| DIRECTIONS |
Transcribe everything in the data word for word. Pictures are left out.

— BEGIN SOURCE DATA —

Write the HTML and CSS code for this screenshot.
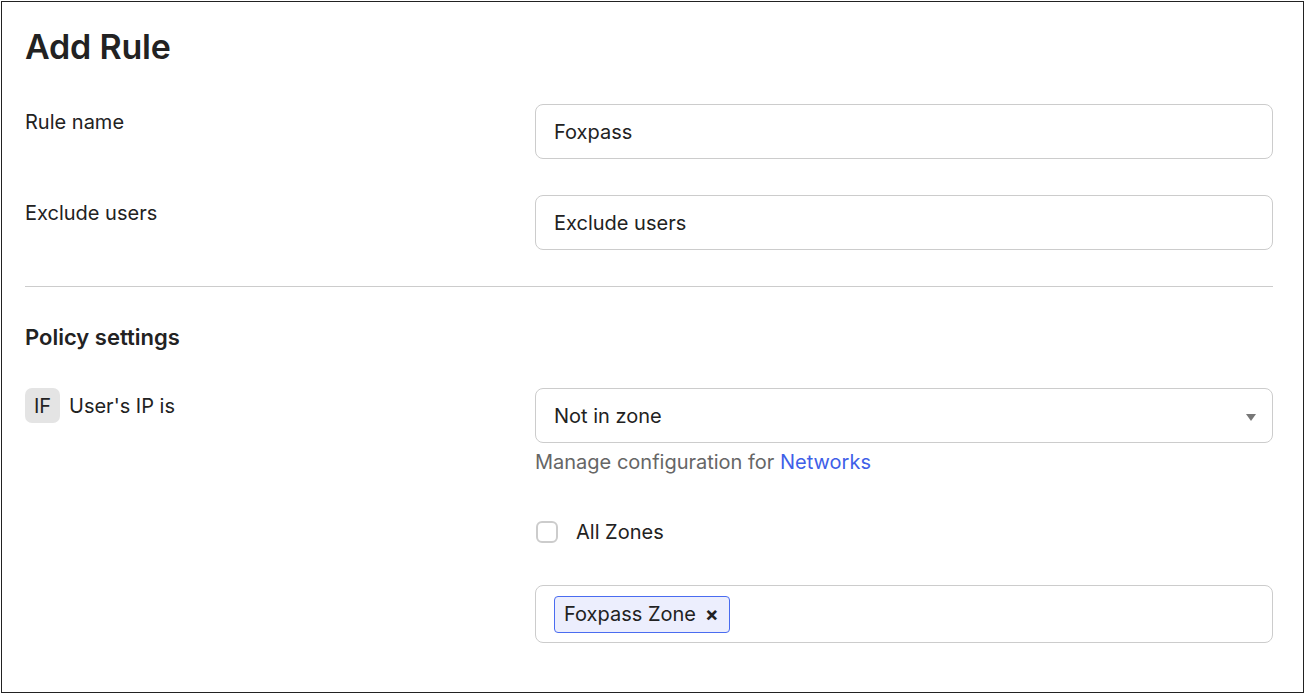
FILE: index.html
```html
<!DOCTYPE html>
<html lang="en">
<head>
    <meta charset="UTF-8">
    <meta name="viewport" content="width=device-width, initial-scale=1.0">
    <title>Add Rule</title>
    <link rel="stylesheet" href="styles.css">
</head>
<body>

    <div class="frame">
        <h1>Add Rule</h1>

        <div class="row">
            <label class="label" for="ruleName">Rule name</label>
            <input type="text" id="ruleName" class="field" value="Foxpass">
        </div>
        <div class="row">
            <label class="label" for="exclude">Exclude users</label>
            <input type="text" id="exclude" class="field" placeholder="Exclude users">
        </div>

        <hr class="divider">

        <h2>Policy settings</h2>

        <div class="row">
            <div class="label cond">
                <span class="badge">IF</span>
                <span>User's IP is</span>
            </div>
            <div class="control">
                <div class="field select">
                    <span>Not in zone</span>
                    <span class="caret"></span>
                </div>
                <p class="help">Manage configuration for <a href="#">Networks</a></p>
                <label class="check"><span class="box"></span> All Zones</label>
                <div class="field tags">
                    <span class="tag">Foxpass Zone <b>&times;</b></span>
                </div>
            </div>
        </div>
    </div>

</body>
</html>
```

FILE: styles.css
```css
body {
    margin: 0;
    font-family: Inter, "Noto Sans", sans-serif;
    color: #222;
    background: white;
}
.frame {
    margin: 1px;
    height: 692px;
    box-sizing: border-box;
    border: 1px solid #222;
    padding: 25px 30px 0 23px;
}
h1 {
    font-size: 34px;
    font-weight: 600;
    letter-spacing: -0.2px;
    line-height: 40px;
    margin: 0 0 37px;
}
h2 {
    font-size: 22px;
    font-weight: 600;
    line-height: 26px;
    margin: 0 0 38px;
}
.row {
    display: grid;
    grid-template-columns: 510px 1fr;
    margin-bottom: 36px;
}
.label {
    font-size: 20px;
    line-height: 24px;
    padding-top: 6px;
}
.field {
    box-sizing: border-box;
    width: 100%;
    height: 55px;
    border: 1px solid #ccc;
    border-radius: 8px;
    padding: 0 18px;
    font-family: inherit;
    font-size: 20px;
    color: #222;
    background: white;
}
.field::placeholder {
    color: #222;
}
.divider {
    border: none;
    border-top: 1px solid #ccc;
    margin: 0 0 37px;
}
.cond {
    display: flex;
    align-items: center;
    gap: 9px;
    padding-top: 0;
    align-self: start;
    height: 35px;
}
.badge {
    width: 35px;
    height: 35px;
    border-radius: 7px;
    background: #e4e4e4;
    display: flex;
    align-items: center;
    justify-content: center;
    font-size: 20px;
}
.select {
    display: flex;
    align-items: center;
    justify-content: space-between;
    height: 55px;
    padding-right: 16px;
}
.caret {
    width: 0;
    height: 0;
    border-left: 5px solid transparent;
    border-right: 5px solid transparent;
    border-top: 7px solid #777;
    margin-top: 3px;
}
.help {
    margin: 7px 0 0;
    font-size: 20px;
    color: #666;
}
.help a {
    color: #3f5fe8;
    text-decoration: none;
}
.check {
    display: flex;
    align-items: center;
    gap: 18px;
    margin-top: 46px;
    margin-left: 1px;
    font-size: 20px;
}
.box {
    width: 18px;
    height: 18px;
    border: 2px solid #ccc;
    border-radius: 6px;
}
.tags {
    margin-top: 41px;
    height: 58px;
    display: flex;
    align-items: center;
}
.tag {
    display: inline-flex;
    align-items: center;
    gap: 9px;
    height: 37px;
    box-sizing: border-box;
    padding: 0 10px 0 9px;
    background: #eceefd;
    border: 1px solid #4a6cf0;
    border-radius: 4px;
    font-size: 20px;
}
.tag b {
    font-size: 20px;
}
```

— END SOURCE DATA —

| RESPONSE |
Write the HTML and CSS code for this screenshot.
FILE: index.html
```html
<!DOCTYPE html>
<html lang="en">
<head>
    <meta charset="UTF-8">
    <meta name="viewport" content="width=device-width, initial-scale=1.0">
    <title>Add Rule</title>
    <link rel="stylesheet" href="styles.css">
</head>
<body>

    <div class="frame">
        <h1>Add Rule</h1>

        <div class="row">
            <label class="label" for="ruleName">Rule name</label>
            <input type="text" id="ruleName" class="field" value="Foxpass">
        </div>
        <div class="row">
            <label class="label" for="exclude">Exclude users</label>
            <input type="text" id="exclude" class="field" placeholder="Exclude users">
        </div>

        <hr class="divider">

        <h2>Policy settings</h2>

        <div class="row">
            <div class="label cond">
                <span class="badge">IF</span>
                <span>User's IP is</span>
            </div>
            <div class="control">
                <div class="field select">
                    <span>Not in zone</span>
                    <span class="caret"></span>
                </div>
                <p class="help">Manage configuration for <a href="#">Networks</a></p>
                <label class="check"><span class="box"></span> All Zones</label>
                <div class="field tags">
                    <span class="tag">Foxpass Zone <b>&times;</b></span>
                </div>
            </div>
        </div>
    </div>

</body>
</html>
```

FILE: styles.css
```css
body {
    margin: 0;
    font-family: Inter, "Noto Sans", sans-serif;
    color: #222;
    background: white;
}
.frame {
    margin: 1px;
    height: 692px;
    box-sizing: border-box;
    border: 1px solid #222;
    padding: 25px 30px 0 23px;
}
h1 {
    font-size: 34px;
    font-weight: 600;
    letter-spacing: -0.2px;
    line-height: 40px;
    margin: 0 0 37px;
}
h2 {
    font-size: 22px;
    font-weight: 600;
    line-height: 26px;
    margin: 0 0 38px;
}
.row {
    display: grid;
    grid-template-columns: 510px 1fr;
    margin-bottom: 36px;
}
.label {
    font-size: 20px;
    line-height: 24px;
    padding-top: 6px;
}
.field {
    box-sizing: border-box;
    width: 100%;
    height: 55px;
    border: 1px solid #ccc;
    border-radius: 8px;
    padding: 0 18px;
    font-family: inherit;
    font-size: 20px;
    color: #222;
    background: white;
}
.field::placeholder {
    color: #222;
}
.divider {
    border: none;
    border-top: 1px solid #ccc;
    margin: 0 0 37px;
}
.cond {
    display: flex;
    align-items: center;
    gap: 9px;
    padding-top: 0;
    align-self: start;
    height: 35px;
}
.badge {
    width: 35px;
    height: 35px;
    border-radius: 7px;
    background: #e4e4e4;
    display: flex;
    align-items: center;
    justify-content: center;
    font-size: 20px;
}
.select {
    display: flex;
    align-items: center;
    justify-content: space-between;
    height: 55px;
    padding-right: 16px;
}
.caret {
    width: 0;
    height: 0;
    border-left: 5px solid transparent;
    border-right: 5px solid transparent;
    border-top: 7px solid #777;
    margin-top: 3px;
}
.help {
    margin: 7px 0 0;
    font-size: 20px;
    color: #666;
}
.help a {
    color: #3f5fe8;
    text-decoration: none;
}
.check {
    display: flex;
    align-items: center;
    gap: 18px;
    margin-top: 46px;
    margin-left: 1px;
    font-size: 20px;
}
.box {
    width: 18px;
    height: 18px;
    border: 2px solid #ccc;
    border-radius: 6px;
}
.tags {
    margin-top: 41px;
    height: 58px;
    display: flex;
    align-items: center;
}
.tag {
    display: inline-flex;
    align-items: center;
    gap: 9px;
    height: 37px;
    box-sizing: border-box;
    padding: 0 10px 0 9px;
    background: #eceefd;
    border: 1px solid #4a6cf0;
    border-radius: 4px;
    font-size: 20px;
}
.tag b {
    font-size: 20px;
}
```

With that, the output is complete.